È un collegamento che oggettivamente è difficile da dimostrare. È vero che gli investimenti stranieri, si pensi al Quatar, nel calcio, ma soprattutto attraverso il calcio, sono diventati dei driver di consenso a livello geopolitico e hanno cambiato il ruolo del paese a livello internazionale permettendo di accreditarlo rispetto al sistema occidentale. Non a caso proprio il Quatar è uno dei paesi più controversi per le politiche che attua riguardo alla lotta al terrorismo. La stessa organizzazione dei mondiali in Quatar 2022 pone delle questioni circa la sicurezza dell’evento, questioni geopolitiche e diplomatiche. Sarà molto interessante seguire quello che accadrà a fine febbraio per l’elezione del nuovo presidente FiFA che a scanso di clamorose sorprese sarà proveniente dall’area mediorientale.

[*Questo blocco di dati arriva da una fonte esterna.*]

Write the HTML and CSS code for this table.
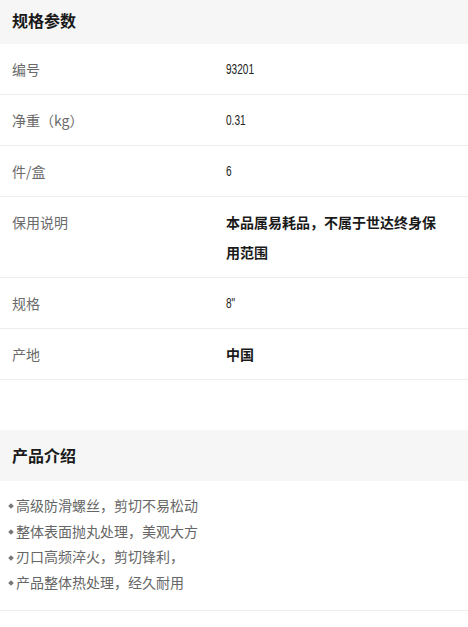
FILE: index.html
```html
<!DOCTYPE html>
<html lang="zh-CN">
<head>
<meta charset="utf-8">
<title>规格参数</title>
<link rel="stylesheet" href="styles.css">
</head>
<body>
<section class="section">
  <h2 class="section-title section-title--first">规格参数</h2>
  <div class="spec-row"><div class="spec-label">编号</div><div class="spec-value"><span class="num">93201</span></div></div>
  <div class="spec-row"><div class="spec-label">净重（kg）</div><div class="spec-value"><span class="num">0.31</span></div></div>
  <div class="spec-row"><div class="spec-label">件/盒</div><div class="spec-value"><span class="num">6</span></div></div>
  <div class="spec-row"><div class="spec-label">保用说明</div><div class="spec-value strong">本品属易耗品，不属于世达终身保用范围</div></div>
  <div class="spec-row"><div class="spec-label">规格</div><div class="spec-value"><span class="num">8"</span></div></div>
  <div class="spec-row"><div class="spec-label">产地</div><div class="spec-value strong">中国</div></div>
</section>
<section class="section section--intro">
  <h2 class="section-title">产品介绍</h2>
  <ul class="intro-list">
    <li class="intro-item">高级防滑螺丝，剪切不易松动</li>
    <li class="intro-item">整体表面抛丸处理，美观大方</li>
    <li class="intro-item">刃口高频淬火，剪切锋利，</li>
    <li class="intro-item">产品整体热处理，经久耐用</li>
  </ul>
</section>
</body>
</html>
```
FILE: styles.css
```css
html, body {
  margin: 0;
  padding: 0;
  background: #fff;
}
body {
  font-family: "Noto Sans CJK SC", "Noto Sans", sans-serif;
  color: #333;
  font-size: 14px;
}
.section-title {
  margin: 0;
  background: #f6f6f6;
  font-size: 16px;
  font-weight: 700;
  color: #1a1a1a;
  line-height: 30px;
  padding: 10px 12px 11px;
}
.section-title--first {
  padding-top: 5px;
  padding-bottom: 9px;
}
.spec-row {
  display: grid;
  grid-template-columns: 214px 1fr;
  padding: 10px 28px 10px 12px;
  border-bottom: 1px solid #ededed;
  line-height: 30px;
}
.spec-label {
  color: #6a6a6a;
  font-size: 14px;
}
.spec-value {
  color: #222;
  font-size: 14px;
  height: auto;
}
.num {
  display: inline-block;
  vertical-align: top;
  line-height: 30px;
  font-family: "Liberation Sans", Arial, sans-serif;
  font-size: 14px;
  transform: scaleX(0.72);
  transform-origin: left center;
}
.spec-value.strong {
  font-weight: 700;
  color: #1a1a1a;
}
.section--intro {
  margin-top: 50px;
}
.intro-list {
  list-style: none;
  margin: 0;
  padding: 12px 12px 14px 8px;
  border-bottom: 1px solid #ededed;
}
.intro-item {
  color: #666;
  font-size: 14px;
  line-height: 25.7px;
  display: flex;
  align-items: center;
}
.intro-item::before {
  content: "";
  width: 4px;
  height: 4px;
  background: #777;
  transform: rotate(45deg);
  margin: 1px 3px 0 1px;
  flex: none;
}
```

- Riguardo i recenti fatti di cronaca che riguardano i vertici del calcio mondiale, mi sembra di capire che lei non boccia la gestione FIFA di Blatter?

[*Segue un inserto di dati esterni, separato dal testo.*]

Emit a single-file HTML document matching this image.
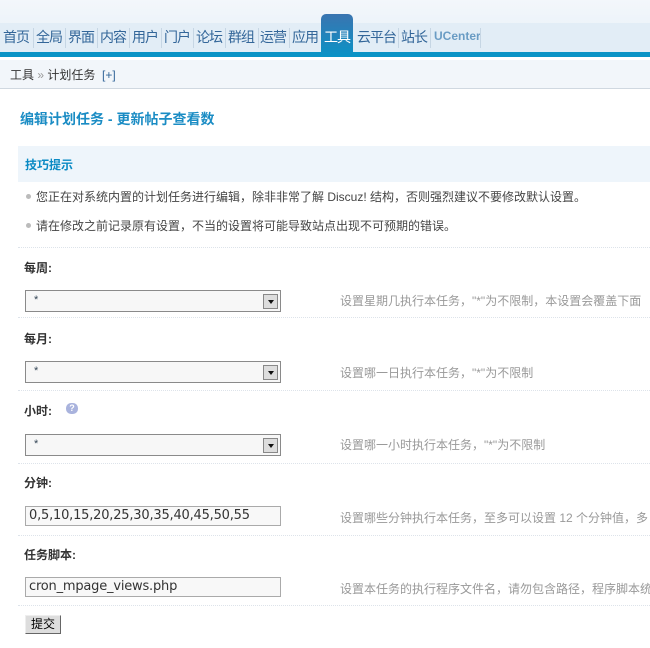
<!DOCTYPE html>
<html><head><meta charset="utf-8"><style>
*{margin:0;padding:0;box-sizing:border-box}
body{width:650px;height:648px;overflow:hidden;background:#fff;font-family:"Liberation Sans","Noto Sans CJK SC","WenQuanYi Zen Hei",sans-serif;font-size:12px;color:#333;position:relative}
.a{position:absolute}
.top{left:0;top:0;width:650px;height:52px;background:linear-gradient(#f3f7fb,#e6eff7)}
.navbg{left:0;top:23px;width:650px;height:29px;background:#e2edf6}
.line{left:0;top:52px;width:650px;height:5px;background:#0a93c6}
.nav{top:27px;font-size:14px;color:#336699;white-space:nowrap;letter-spacing:-1px}
.sep{top:28px;width:1px;height:20px;background:#c6d6e4}
.tab{left:321px;top:14px;width:32px;height:43px;background:linear-gradient(#3a74b0,#0a93c6);border-radius:5px 5px 0 0;color:#fff;font-size:14px;letter-spacing:-1px;padding-top:13px;text-align:center}
.bc{left:0;top:60px;width:650px;height:29px;background:#f2f6fa;border-bottom:1px solid #d0d8e0;padding:6px 0 0 10px;font-size:12px;color:#333}
.title{left:20px;top:109px;font-size:14px;font-weight:bold;color:#1a8cc4}
.tip{left:18px;top:146px;width:632px;height:36px;background:#eef5fb;padding:10px 0 0 7px;font-weight:bold;color:#0a8ac4;font-size:12px}
.bul{left:36px;font-size:12px;color:#444}
.dot{left:26px;width:5px;height:5px;border-radius:50%;background:#bbb}
.hr{left:18px;width:632px;border-top:1px dotted #dde3ea}
.lab{left:24px;font-weight:bold;font-size:12px;color:#333}
.sel{left:25px;width:256px;height:22px;border:1px solid #8a8a8a;background:#f7f7f7;font-size:11px;color:#345;padding:3px 8px}
.arr{right:2px;top:3px;width:15px;height:15px;border:1px solid #888;background:#ddd}
.arr:after{content:"";position:absolute;left:4px;top:5px;border:3px solid transparent;border-top:4px solid #111}
.inp{left:25px;width:256px;height:20px;border:1px solid #aaa;background:#f8f8f8;font-size:13px;color:#333;padding:1px 3px;font-family:"DejaVu Sans","Liberation Sans",sans-serif;letter-spacing:-0.2px}
.hint{left:340px;color:#999;font-size:12px;white-space:nowrap}
</style></head><body>
<div class="a top"></div><div class="a navbg"></div><div class="a line"></div>
<div class="a nav" style="left:3px">首页</div><div class="a sep" style="left:33px"></div>
<div class="a nav" style="left:36px">全局</div><div class="a sep" style="left:65px"></div>
<div class="a nav" style="left:68px">界面</div><div class="a sep" style="left:97px"></div>
<div class="a nav" style="left:100px">内容</div><div class="a sep" style="left:129px"></div>
<div class="a nav" style="left:132px">用户</div><div class="a sep" style="left:161px"></div>
<div class="a nav" style="left:164px">门户</div><div class="a sep" style="left:193px"></div>
<div class="a nav" style="left:196px">论坛</div><div class="a sep" style="left:225px"></div>
<div class="a nav" style="left:228px">群组</div><div class="a sep" style="left:258px"></div>
<div class="a nav" style="left:260px">运营</div><div class="a sep" style="left:289px"></div>
<div class="a nav" style="left:292px">应用</div>
<div class="a tab">工具</div>
<div class="a nav" style="left:357px">云平台</div><div class="a sep" style="left:398px"></div>
<div class="a nav" style="left:401px">站长</div><div class="a sep" style="left:430px"></div>
<div class="a nav" style="left:434px;font-size:12px;font-weight:bold;color:#6a9cc4;top:29px;letter-spacing:0">UCenter</div><div class="a sep" style="left:480px"></div>
<div class="a bc">工具 <span style="color:#999">»</span> 计划任务 &nbsp;<span style="color:#336699">[+]</span></div>
<div class="a title">编辑计划任务 - 更新帖子查看数</div>
<div class="a tip">技巧提示</div>
<div class="a dot" style="top:194px"></div><div class="a bul" style="top:188px">您正在对系统内置的计划任务进行编辑，除非非常了解 Discuz! 结构，否则强烈建议不要修改默认设置。</div>
<div class="a dot" style="top:223px"></div><div class="a bul" style="top:217px">请在修改之前记录原有设置，不当的设置将可能导致站点出现不可预期的错误。</div>
<div class="a hr" style="top:247px"></div>
<div class="a lab" style="top:259px">每周:</div>
<div class="a sel" style="top:290px">*<div class="a arr"></div></div>
<div class="a hint" style="top:292px">设置星期几执行本任务，"*"为不限制，本设置会覆盖下面</div>
<div class="a hr" style="top:317px"></div>
<div class="a lab" style="top:330px">每月:</div>
<div class="a sel" style="top:361px">*<div class="a arr"></div></div>
<div class="a hint" style="top:364px">设置哪一日执行本任务，"*"为不限制</div>
<div class="a hr" style="top:390px"></div>
<div class="a lab" style="top:402px">小时:</div>
<div class="a" style="left:66px;top:403px;width:12px;height:11px;border-radius:5px;background:#a9b3dd;color:#fff;font-size:9px;text-align:center;line-height:11px;font-weight:bold">?</div>
<div class="a sel" style="top:434px">*<div class="a arr"></div></div>
<div class="a hint" style="top:436px">设置哪一小时执行本任务，"*"为不限制</div>
<div class="a hr" style="top:463px"></div>
<div class="a lab" style="top:474px">分钟:</div>
<div class="a inp" style="top:506px">0,5,10,15,20,25,30,35,40,45,50,55</div>
<div class="a hint" style="top:509px">设置哪些分钟执行本任务，至多可以设置 12 个分钟值，多</div>
<div class="a hr" style="top:535px"></div>
<div class="a lab" style="top:546px">任务脚本:</div>
<div class="a inp" style="top:577px">cron_mpage_views.php</div>
<div class="a hint" style="top:580px">设置本任务的执行程序文件名，请勿包含路径，程序脚本统</div>
<div class="a hr" style="top:605px"></div>
<div class="a" style="left:25px;top:615px;width:36px;height:19px;border:1px solid;border-color:#eee #666 #666 #eee;background:#ddd;font-size:12px;text-align:center;line-height:17px;color:#000">提交</div>
</body></html>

A Blatter si devono meriti oggettivi. Quello di aver allargato il circuito calcio per esempio con le assegnazioni dei i mondiali in Korea e Giappone, in Sud Africa piuttosto che in Quatar e Russia. Tale sistema è stato tuttavia alimentato tramite tangenti e corruzione di funzionari. Sebbene sia difficile, bisogna provare a tenere separato l’ambito prettamente penale. La gestione Blatter ha avuto comunque il merito di ampliare in modo notevole l’utenza del calcio. La gestione economica ha prodotto un passaggio da 70 milioni di riserve nel 2003 ad un miliardo e mezzo. Questo merito distingue la gestione Blatter da quella del suo predecessore Havelange, anche se entrambe hanno visto terminare il loro mandato con scandali e procedimenti giudiziari. Questo aspetto non è da sottovalutare e ci deve far pensare ad un cambio di modello gestionale della FIFA, e più in generale della governance del calcio, che da Onlus è diventata una azienda. La mancanza di controlli esterni su un fatturato ormai importante è uno degli aspetti centrali e causa del ripetersi di questi scandali.